The story is told from the perspective of an older man, who watches with fascination his young niece cheating on her husband.

It wasn’t just about the pleasures of the flesh. No, it wasn’t that simple. The flesh is easy to satisfy. It’s the heart that is insatiable, the heart that needs to love, to despair, to burn with any kind of fire . . . that was what we wanted.

He feels that his old age has come on him unexpectedly, and references a charming old French proverb – “The days drag on while they years fly by”. He has much to say on the relative serenity of middle age:

“They are happy with themselves. They have renounced the vain attempts of youth to adapt the world to their desires. They have failed, and, now, they can relax. In a few years they will once again be troubled by great anxiety, but this time it will be a fear of death; it will have a strange effect on their tastes, it will make them indifferent, or eccentric, or moody, incomprehensible to their families, strangers to their children. But between the ages of forty and sixty they enjoy a precarious sense of tranquility.”

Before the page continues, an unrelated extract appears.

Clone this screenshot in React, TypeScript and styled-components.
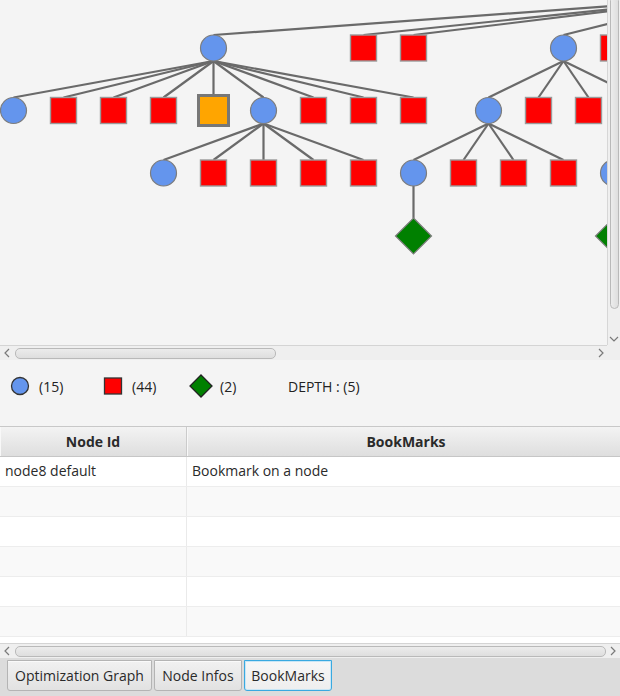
import React from 'react';
import styled, { createGlobalStyle } from 'styled-components';

const Global = createGlobalStyle`
  html, body { margin: 0; padding: 0; }
  body { font-family: "Open Sans", "Noto Sans", sans-serif; background: #f4f4f4; color: #333; }
`;

const Root = styled.div`
  width: 620px;
  height: 696px;
  display: flex;
  flex-direction: column;
  overflow: hidden;
  background: #f4f4f4;
`;

const GraphPane = styled.div`
  display: grid;
  grid-template-columns: 607px 13px;
  grid-template-rows: 345px 15px;
  height: 360px;
  flex: none;
`;

const Canvas = styled.div`
  overflow: hidden;
  background: #f4f4f4;
`;

const VTrack = styled.div`
  position: relative;
  border-left: 1px solid #d6d6d6;
  background: #efefef;
  display: flex;
  flex-direction: column;
  align-items: center;
`;

const VThumb = styled.div`
  width: 9px;
  height: 313px;
  margin-top: -4px;
  border: 1px solid #b9b9b9;
  border-radius: 5px;
  background: linear-gradient(to right, #ececec, #dedede);
  box-sizing: border-box;
`;

const ArrowBox = styled.div<{ $w?: number }>`
  display: flex;
  align-items: center;
  justify-content: center;
  width: ${p => p.$w ?? 13}px;
  height: 13px;
  flex: none;
`;

const HTrack = styled.div`
  display: flex;
  align-items: center;
  border-top: 1px solid #d4d4d4;
  background: #efefef;
  box-sizing: border-box;
  height: 15px;
  flex: none;
`;

const HThumb = styled.div<{ $w: number }>`
  width: ${p => p.$w}px;
  height: 11px;
  margin-top: 1px;
  margin-left: 2px;
  border: 1px solid #b9b9b9;
  border-radius: 5px;
  background: linear-gradient(to bottom, #ececec, #dedede);
  box-sizing: border-box;
  flex: none;
`;

const Spacer = styled.div`
  flex: 1;
`;

const Corner = styled.div`
  background: #efefef;
`;

const Legend = styled.div`
  height: 66px;
  flex: none;
  display: flex;
  align-items: flex-start;
  padding-top: 14px;
  box-sizing: border-box;
  font-size: 14px;
  color: #222;
`;

const LegendRow = styled.div`
  display: flex;
  align-items: center;
  padding-left: 8px;
`;

const LegendItem = styled.div<{ $w: number }>`
  display: flex;
  align-items: center;
  gap: 7px;
  width: ${p => p.$w}px;
  height: 24px;
  flex: none;
`;

const Table = styled.div`
  flex: 1;
  display: flex;
  flex-direction: column;
  border-top: 1px solid #c8c8c8;
  background: #fff;
  overflow: hidden;
  min-height: 0;
`;

const HeaderRow = styled.div`
  display: grid;
  grid-template-columns: 187px 439px;
  height: 30px;
  flex: none;
  background: linear-gradient(to bottom, #f3f3f3, #dedede);
  border-bottom: 1px solid #c6c6c6;
  box-sizing: border-box;
`;

const HeaderCell = styled.div`
  display: flex;
  align-items: center;
  justify-content: center;
  font-weight: 700;
  font-size: 14px;
  color: #2a2a2a;
  border-right: 1px solid #cbcbcb;
  box-shadow: inset 1px 0 0 #f8f8f8;
`;

const Body = styled.div`
  flex: 1;
  overflow: hidden;
  min-height: 0;
`;

const Row = styled.div<{ $odd: boolean }>`
  display: grid;
  grid-template-columns: 187px 439px;
  height: 30px;
  background: ${p => (p.$odd ? '#f9f9f9' : '#ffffff')};
  border-bottom: 1px solid #ededed;
  box-sizing: border-box;
`;

const Cell = styled.div`
  display: flex;
  align-items: center;
  padding-left: 5px;
  padding-bottom: 2px;
  font-size: 14px;
  color: #2a2a2a;
  border-right: 1px solid #eaeaea;
  white-space: nowrap;
`;

const TabBar = styled.div`
  height: 38px;
  flex: none;
  background: #dcdcdc;
  display: flex;
  align-items: flex-start;
  padding: 2px 0 0 7px;
  gap: 2px;
  box-sizing: border-box;
`;

const Tab = styled.div<{ $active?: boolean; $w: number }>`
  width: ${p => p.$w}px;
  height: 31px;
  box-sizing: border-box;
  display: flex;
  align-items: center;
  justify-content: center;
  font-size: 14px;
  color: #2a2a2a;
  border: 1px solid ${p => (p.$active ? '#39a9e0' : '#b4b4b4')};
  border-radius: 0 0 3px 3px;
  background: ${p => (p.$active ? 'linear-gradient(to bottom, #f7f7f7, #eeeeee)' : 'linear-gradient(to bottom, #f1f1f1, #e2e2e2)')};
  box-shadow: ${p => (p.$active ? 'inset 0 0 0 1px #c8e6f6' : 'inset 0 1px 0 #fafafa')};
`;

const Chevron = ({ dir }: { dir: 'l' | 'r' | 'd' }) => {
  const d = dir === 'l' ? 'M6 1 L2 5 L6 9' : dir === 'r' ? 'M2 1 L6 5 L2 9' : 'M1 3 L5 7 L9 3';
  return (
    <svg width={dir === 'd' ? 10 : 8} height={10} viewBox={dir === 'd' ? '0 0 10 10' : '0 0 8 10'}>
      <path d={d} fill="none" stroke="#7a7a7a" strokeWidth={1.2} />
    </svg>
  );
};

type Kind = 'c' | 's' | 'o' | 'd';
type GNode = { id: string; x: number; y: number; k: Kind; p?: string };

const X = (k: number) => 13.5 + 50 * k;
const R1 = 48, R2 = 110.5, R3 = 173, R4 = 236;

const nodes: GNode[] = [
  { id: 'R', x: 709, y: -14, k: 'c' },
  { id: 'A', x: X(4), y: R1, k: 'c', p: 'R' },
  { id: 'B', x: X(7), y: R1, k: 's', p: 'R' },
  { id: 'C', x: X(8), y: R1, k: 's', p: 'R' },
  { id: 'D', x: X(11), y: R1, k: 'c', p: 'R' },
  { id: 'E', x: X(12), y: R1, k: 's', p: 'R' },
  { id: 'a0', x: X(0), y: R2, k: 'c', p: 'A' },
  { id: 'a1', x: X(1), y: R2, k: 's', p: 'A' },
  { id: 'a2', x: X(2), y: R2, k: 's', p: 'A' },
  { id: 'a3', x: X(3), y: R2, k: 's', p: 'A' },
  { id: 'a4', x: X(4), y: R2, k: 'o', p: 'A' },
  { id: 'F', x: X(5), y: R2, k: 'c', p: 'A' },
  { id: 'a6', x: X(6), y: R2, k: 's', p: 'A' },
  { id: 'a7', x: X(7), y: R2, k: 's', p: 'A' },
  { id: 'a8', x: X(8), y: R2, k: 's', p: 'A' },
  { id: 'G', x: X(9.5), y: R2, k: 'c', p: 'D' },
  { id: 'd1', x: X(10.5), y: R2, k: 's', p: 'D' },
  { id: 'd2', x: X(11.5), y: R2, k: 's', p: 'D' },
  { id: 'd3', x: X(12.5), y: R2, k: 's', p: 'D' },
  { id: 'f0', x: X(3), y: R3, k: 'c', p: 'F' },
  { id: 'f1', x: X(4), y: R3, k: 's', p: 'F' },
  { id: 'f2', x: X(5), y: R3, k: 's', p: 'F' },
  { id: 'f3', x: X(6), y: R3, k: 's', p: 'F' },
  { id: 'f4', x: X(7), y: R3, k: 's', p: 'F' },
  { id: 'H', x: X(8), y: R3, k: 'c', p: 'G' },
  { id: 'g1', x: X(9), y: R3, k: 's', p: 'G' },
  { id: 'g2', x: X(10), y: R3, k: 's', p: 'G' },
  { id: 'g3', x: X(11), y: R3, k: 's', p: 'G' },
  { id: 'I', x: X(12), y: R3, k: 'c' },
  { id: 'h0', x: X(8), y: R4, k: 'd', p: 'H' },
  { id: 'i0', x: X(12), y: R4, k: 'd', p: 'I' },
];

const half = (k: Kind) => (k === 'd' ? 18 : k === 'o' ? 15 : 13);

const GraphNode = ({ n }: { n: GNode }) => {
  if (n.k === 'c')
    return <circle cx={n.x} cy={n.y} r={13} fill="#6495ed" stroke="#7d7d7d" strokeWidth={1.2} />;
  if (n.k === 's')
    return <rect x={n.x - 13} y={n.y - 13} width={26} height={26} fill="#ff0000" stroke="#9a9a9a" strokeWidth={1.4} />;
  if (n.k === 'o')
    return <rect x={n.x - 15} y={n.y - 15} width={30} height={30} fill="#ffa500" stroke="#777" strokeWidth={3} />;
  return (
    <polygon
      points={`${n.x},${n.y - 18} ${n.x + 18},${n.y} ${n.x},${n.y + 18} ${n.x - 18},${n.y}`}
      fill="#008000"
      stroke="#7d7d7d"
      strokeWidth={1.2}
    />
  );
};

const Graph = () => {
  const byId: Record<string, GNode> = {};
  nodes.forEach(n => (byId[n.id] = n));
  return (
    <svg width={607} height={345} viewBox="0 0 607 345">
      {nodes
        .filter(n => n.p)
        .map(n => {
          const p = byId[n.p as string];
          return (
            <line
              key={'e' + n.id}
              x1={p.x}
              y1={p.y + half(p.k)}
              x2={n.x}
              y2={n.y - half(n.k)}
              stroke="#6a6a6a"
              strokeWidth={2.2}
            />
          );
        })}
      {nodes.map(n => (
        <GraphNode key={n.id} n={n} />
      ))}
    </svg>
  );
};

const LegendShape = ({ k }: { k: 'c' | 's' | 'd' }) => (
  <svg width={24} height={24} viewBox="0 0 24 24">
    {k === 'c' && <circle cx={12} cy={12} r={8.5} fill="#6495ed" stroke="#333" strokeWidth={1.3} />}
    {k === 's' && <rect x={3.5} y={4} width={17} height={16} fill="#ff0000" stroke="#333" strokeWidth={1.3} />}
    {k === 'd' && <polygon points="12,1 23,12 12,23 1,12" fill="#008000" stroke="#222" strokeWidth={1.3} />}
  </svg>
);

const rows = [
  ['node8 default', 'Bookmark on a node'],
  ['', ''],
  ['', ''],
  ['', ''],
  ['', ''],
  ['', ''],
];

export default function App() {
  return (
    <Root>
      <Global />
      <GraphPane>
        <Canvas>
          <Graph />
        </Canvas>
        <VTrack>
          <VThumb />
          <Spacer />
          <ArrowBox $w={12}>
            <Chevron dir="d" />
          </ArrowBox>
        </VTrack>
        <HTrack>
          <ArrowBox $w={13}>
            <Chevron dir="l" />
          </ArrowBox>
          <HThumb $w={261} />
          <Spacer />
          <ArrowBox $w={13}>
            <Chevron dir="r" />
          </ArrowBox>
        </HTrack>
        <Corner />
      </GraphPane>
      <Legend>
        <LegendRow>
          <LegendItem $w={93}>
            <LegendShape k="c" />
            <span>(15)</span>
          </LegendItem>
          <LegendItem $w={88}>
            <LegendShape k="s" />
            <span>(44)</span>
          </LegendItem>
          <LegendItem $w={99}>
            <LegendShape k="d" />
            <span>(2)</span>
          </LegendItem>
          <LegendItem $w={120}>
            <span>DEPTH : (5)</span>
          </LegendItem>
        </LegendRow>
      </Legend>
      <Table>
        <HeaderRow>
          <HeaderCell>Node Id</HeaderCell>
          <HeaderCell>BookMarks</HeaderCell>
        </HeaderRow>
        <Body>
          {rows.map((r, i) => (
            <Row key={i} $odd={i % 2 === 1}>
              <Cell>{r[0]}</Cell>
              <Cell>{r[1]}</Cell>
            </Row>
          ))}
        </Body>
        <HTrack>
          <ArrowBox $w={13}>
            <Chevron dir="l" />
          </ArrowBox>
          <HThumb $w={591} />
          <Spacer />
          <ArrowBox $w={14}>
            <Chevron dir="r" />
          </ArrowBox>
        </HTrack>
      </Table>
      <TabBar>
        <Tab $w={145}>Optimization Graph</Tab>
        <Tab $w={88}>Node Infos</Tab>
        <Tab $w={88} $active>
          BookMarks
        </Tab>
      </TabBar>
    </Root>
  );
}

The niece’s mother is presented throughout as a sweet older lady, but we slowly learn that the narrator was in his time her lover. She was then married to a dying old man, and so wouldn’t sleep with him. He left her to travel to Africa to recover. He suffered much over this at the time, but really at heart this is a dark little novel, about how all our sufferings will eventually be eroded by time, till nothing much is left. Here he is, last line of the novel, the last time he saw her before he left for Africa:

“Helene,” the dying man called out, “Helene.” We didn’t move. She seemed to be drinking me in, breathing in my heart. As for me, by the time I finally let her go I knew I had already begun to love her less.

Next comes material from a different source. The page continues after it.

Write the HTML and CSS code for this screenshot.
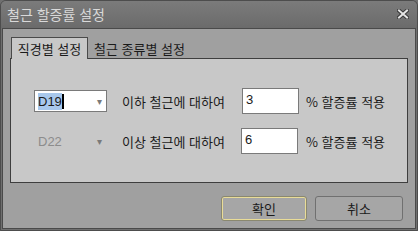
FILE: index.html
```html
<!DOCTYPE html>
<html lang="ko">
<head>
    <meta charset="UTF-8">
    <title>철근 할증률 설정</title>
    <link rel="stylesheet" href="styles.css">
</head>
<body>
    <div class="window">
        <div class="titlebar">
            <span class="title">철근 할증률 설정</span>
            <svg class="close" width="12" height="10" viewBox="0 0 12 10">
                <path d="M2 1.5 L10 8.5 M10 1.5 L2 8.5" stroke="#3a3a3a" stroke-width="4" stroke-linecap="square"/>
                <path d="M2 1.5 L10 8.5 M10 1.5 L2 8.5" stroke="#e4e4e4" stroke-width="2" stroke-linecap="square"/>
            </svg>
        </div>
        <div class="content">
            <div class="tabs">
                <div class="tab active">직경별 설정</div>
                <div class="tab">철근 종류별 설정</div>
            </div>
            <div class="panel">
                <div class="row">
                    <div class="combo">
                        <span class="value"><span class="selected">D19</span><span class="caret"></span></span>
                        <span class="arrow">▾</span>
                    </div>
                    <span class="label">이하 철근에 대하여</span>
                    <div class="field">3</div>
                    <span class="suffix">% 할증률 적용</span>
                </div>
                <div class="row">
                    <div class="combo disabled">
                        <span class="value">D22</span>
                        <span class="arrow">▾</span>
                    </div>
                    <span class="label">이상 철근에 대하여</span>
                    <div class="field">6</div>
                    <span class="suffix">% 할증률 적용</span>
                </div>
            </div>
            <div class="buttons">
                <button class="btn default">확인</button>
                <button class="btn">취소</button>
            </div>
        </div>
    </div>
</body>
</html>
```

FILE: styles.css
```css
* {
    box-sizing: border-box;
}

body {
    margin: 0;
    font-family: "Noto Sans CJK KR", "Noto Sans", sans-serif;
    font-size: 13px;
    color: #1a1a1a;
    background: #6f6f6f;
}

.window {
    width: 418px;
    height: 231px;
    border: 1px solid #4d4d4d;
    border-radius: 6px 6px 0 0;
    background: #6f6f6f;
    display: flex;
    flex-direction: column;
    overflow: hidden;
}

.titlebar {
    height: 27px;
    flex-shrink: 0;
    display: flex;
    align-items: center;
    justify-content: space-between;
    padding: 0 8px 0 6px;
    background: linear-gradient(#7b7b7b, #6b6b6b);
}

.title {
    font-size: 14px;
    color: #d9d9d9;
    line-height: 1;
    margin-top: -1px;
}

.close {
    margin-top: -2px;
}

.content {
    flex: 1;
    margin: 0 1px 1px 1px;
    border: 1px solid #4a4a4a;
    background: #a0a0a0;
    padding: 8px 7px 0 7px;
    display: flex;
    flex-direction: column;
}

.tabs {
    display: flex;
    height: 22px;
    position: relative;
    z-index: 1;
    margin-bottom: -1px;
}

.tab {
    padding: 0 5px 0 6px;
    display: flex;
    align-items: center;
    line-height: 1;
}

.tab.active {
    width: 77px;
    justify-content: center;
    padding: 0;
    margin-left: 1px;
    background: #c8c8c8;
    border: 1px solid #4a4a4a;
    border-bottom: none;
    height: 22px;
}

.panel {
    height: 125px;
    flex-shrink: 0;
    border: 1px solid #3e3e3e;
    background: #c8c8c8;
    padding: 29px 0 0 23px;
    display: flex;
    flex-direction: column;
    gap: 14px;
}

.row {
    display: flex;
    align-items: center;
    height: 26px;
}

.combo {
    width: 73px;
    height: 22px;
    align-self: flex-start;
    margin-top: 2px;
    border: 1px solid #7a7a7a;
    background: #fff;
    display: flex;
    align-items: center;
    justify-content: space-between;
    padding: 0 6px 0 2px;
    margin-right: 15px;
    font-family: "Liberation Sans", sans-serif;
    font-size: 13px;
}

.combo .selected {
    background: #a8c8ec;
    padding: 1px 0;
}

.caret {
    display: inline-block;
    width: 2px;
    height: 15px;
    background: #000;
    vertical-align: -3px;
}

.combo.disabled {
    background: transparent;
    border-color: transparent;
    color: #8c8c8c;
}

.arrow {
    color: #7a7a7a;
    font-size: 10px;
    margin-right: -2px;
}

.combo .value {
    padding-left: 1px;
}

.label {
    width: 120px;
}

.field {
    width: 57px;
    height: 26px;
    border: 1px solid #7a7a7a;
    background: #fff;
    padding: 2px 3px;
    font-family: "Liberation Sans", sans-serif;
    font-size: 13px;
    line-height: 17px;
    margin-right: 7px;
}

.row + .row .field {
    margin-left: -1px;
    margin-right: 8px;
}

.buttons {
    display: flex;
    justify-content: flex-end;
    gap: 8px;
    margin-top: 13px;
    padding-right: 5px;
}

.btn {
    height: 25px;
    width: 88px;
    border: 1px solid #707070;
    border-radius: 3px;
    background: #a6a6a6;
    font-family: inherit;
    font-size: 13px;
    color: #1a1a1a;
    padding: 0;
}

.btn.default {
    width: 86px;
    border-color: #8a8870;
    box-shadow: inset 0 0 0 1px #e9dc98;
}
```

NORTHANGER ABBEY by Jane Austen

This books lies somewhere between the juvenalia and the great works, and I hadn’t read it since I was a teenager. These are the joys of having the Complete Works on your Kindle! It’s an enjoyable, straightforward read, and it’s fun to trace the early outlines of the Austen mind. Here’s a charming little bit, right near the end, after hte central couple have got together:

The anxiety, which in this state of their attachment must be the portion of Henry and Catherine, and of all who loved either, as to its final event, can hardly extend, I fear, to the bosom of my readers, who will see in the telltale compression of the pages before them, that we are all hastening together to perfect felicity.

God she’s a great writer.

AN EXPERIMENT IN LOVE by Hilary Mantel

From one novel about a university scholarship to another, from one grim 60s childhood to the next. Even the introduction notes how similar this book is to JERUSALEM THE GOLDEN, so it’s bizarre I read them back to back by sheer chance.

Hilary Mantel is by far the most diverse writer I’ve ever come across. From her lengthy Booker Prize winning history novels of Henry VIII (WOLF HALL and its sequels) to A CHANGE OF CLIMATE, a short contemporary story of child abuse in Africa, to A PLACE OF GREATER SAFETY, a story of the French Revolution, her content veers wildly around.

AN EXPERIMENT IN LOVE is a story of anorexia, before it had a real name. It’s weird to see this girl who is at university wonder what’s wrong with her: you just want to scream: GO TO THE HEALTH CENTRE YOU OBVIOUSLY HAVE AN EATING DISORDER. The book ends with in a fire in the dormitory, which kills one of the heroine’s friends, and for some reason also cures her of her anorexia. It sounds climactic, and yet somehow it was mostly anti-climactic. I’ve never been so bored by a fire/murder.

So not one of my favourite of her weird array of novels. Though sometimes you see the Mantel gold shining through; as this, on her miserable childhood, which I’ll leave you with:

Perhaps I should regret my misspent youth, pity myself for having so little fun. But carpe diem is an empty sentiment, now that we all live so long.

That’s fridge magnet material right there.

JERUSALEM THE GOLDEN by Margaret Drabble

This book tells the story of a young woman named Clara who escapes her grim Northern upbringing by getting a scholarship to go to University in London. It never ceases to amaze me how many of these novels there are – about people whose lives are changed by scholarships – all of them of course written by people who really did have their lives changed by scholarships. It makes me wonder how many great authors have been lost to the world through a lack of funding. Many, I suppose.

Clara’s own family is distant and joyless. Her father dies, and we are told: “Mr Maugham had provided for his family with a thoroughness that bordered upon the reckless – in so far as a man may squander upon insurance, he had done so.”

In London, Clara finds a friend named Clelia (not a typo) at a poetry reading. She is entranced:

She liked the cosy way they all seemed to assume that the evening was a wash-out, inevitably, and that he whole job of writing and reading poetry was somehow fundamentally ill-conceived. And yet, at the same time, they wanted to think they had done it well The mixture of general cynicism and personal vanity was peculiarly appealing . .

Margaret Drabble was an actress for a time, and you can entirely tell. This is a painfully accurate description of many a night I’ve spent in small theatres.

She falls in love with Clelia, and Clelia’s wealthy family, and more specifically with Clelia’s married brother. It’s more a learning curve than a real romance, and ends predictably in half-hearted tears. No doubt this is most accurate, with many University romances being more about finding yourself than finding someone else; but still I found it all rather a let down. I’m sure there are better uses to be made of your scholarship.